DEPREM KAPIDA ETFAL NEREDE?: Bizler, Şişli halkı, Şişli Belediyesi, Şişli Kent Konseyi ve Şişli Etfal Dayanışması olarak tüm bunları bildiğimiz ve öngördüğümüz için Etfal Hastanemizin taşınmasına karşı çıktık. Olağan dönemlerde halkın sağlığa güvenli erişim ihtiyacını karşılayamayan bölgemizdeki sağlık sisteminin, Etfal’in yokluğunda, deprem, toplumsal şiddet olayları gibi olağanüstü durumlarda tamamen yetersiz kalacağını özellikle vurguladık. Şimdi soruyor, cevap bekliyoruz: ‘Deprem kapıda, Etfal nerede?’
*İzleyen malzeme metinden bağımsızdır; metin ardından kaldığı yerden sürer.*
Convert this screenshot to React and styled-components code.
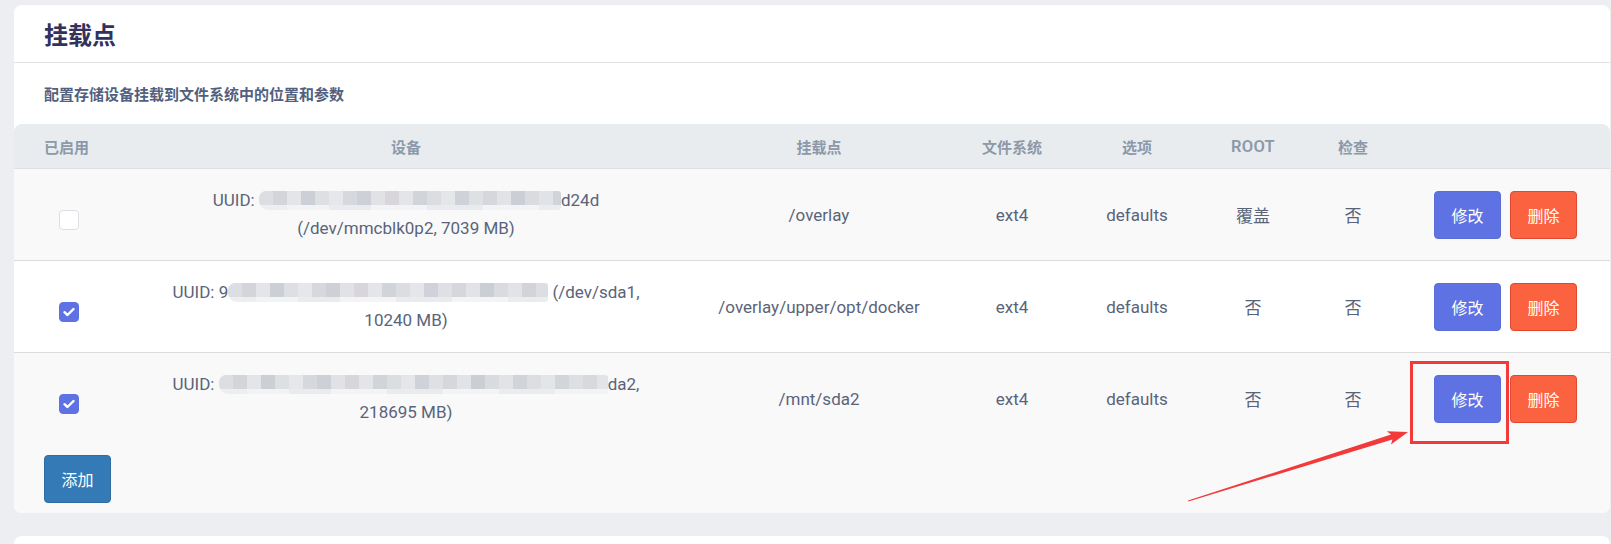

UZAKTA BİR HASTANE YOLUNDA CAN VERMEK İSTEMİYORUZ: Şişli Etfal dahil, İstanbul’da kamu hastaneleri öncelikli olmak üzere tüm hastanelerin deprem dayanıklılık test ve analizleri İBB veya güvenilir kurumlar tarafından yapılmalı, sonuç raporları şeffaf bir şekilde kamuoyuyla paylaşılmalıdır. Güçlendirme yapılabilecekler hızla güçlendirilmeli, güçlendirmeyle kurtarılamayacak olanlar yıkılıp yenileri yapılmalıdır. Deprem gerçeği, Şişli ve çevresinde yaşayan yüzbinlerce insanı da tehdit ediyor. Enkazdan kurtulup, ayakta kalabilen uzaktaki bir hastane yolunda can vermek, sevdiklerimizi çaresizce kaybetmek istemiyoruz.
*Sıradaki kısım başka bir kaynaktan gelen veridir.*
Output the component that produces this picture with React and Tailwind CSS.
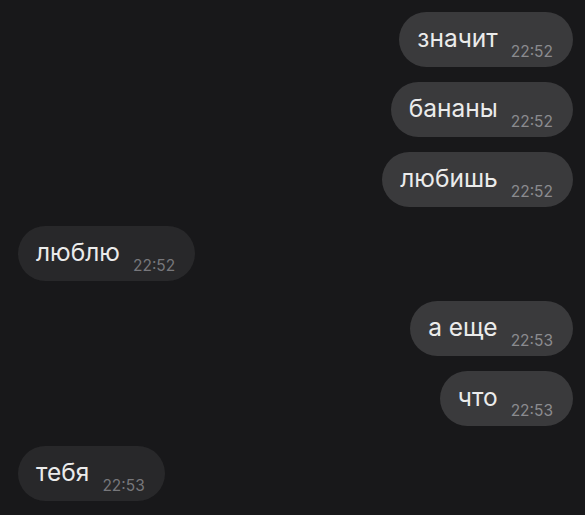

SESİMİZİ DUYAN VAR MI?: Yani, “Depreme hastane, Şişli'ye Etfal lazım.’ Talebimiz açık ve net: Şişli Etfal yeniden faaliyete geçsin istiyoruz. Acil servisinin ve polikliniklerin hemen açılmasını talep ediyoruz. İstanbul depremi kapıdayken, bu konu daha fazla sürüncemede bırakılmamalıdır. Bugün buradan, enkaz altında kalmayalım, kalırsak da hastanesiz kalmayalım diye hep birlikte ses veriyor, yetkilileri uyarıyoruz. Hem Şişli hem İstanbul için haykırıyoruz. Bu sesi duyun. Hastanelerden başlayarak, Türkiye’nin kalbi bu dünya kentini, İstanbul’u depreme hazır hale getirin. Soruyoruz: Sesimizi duyan var mı?"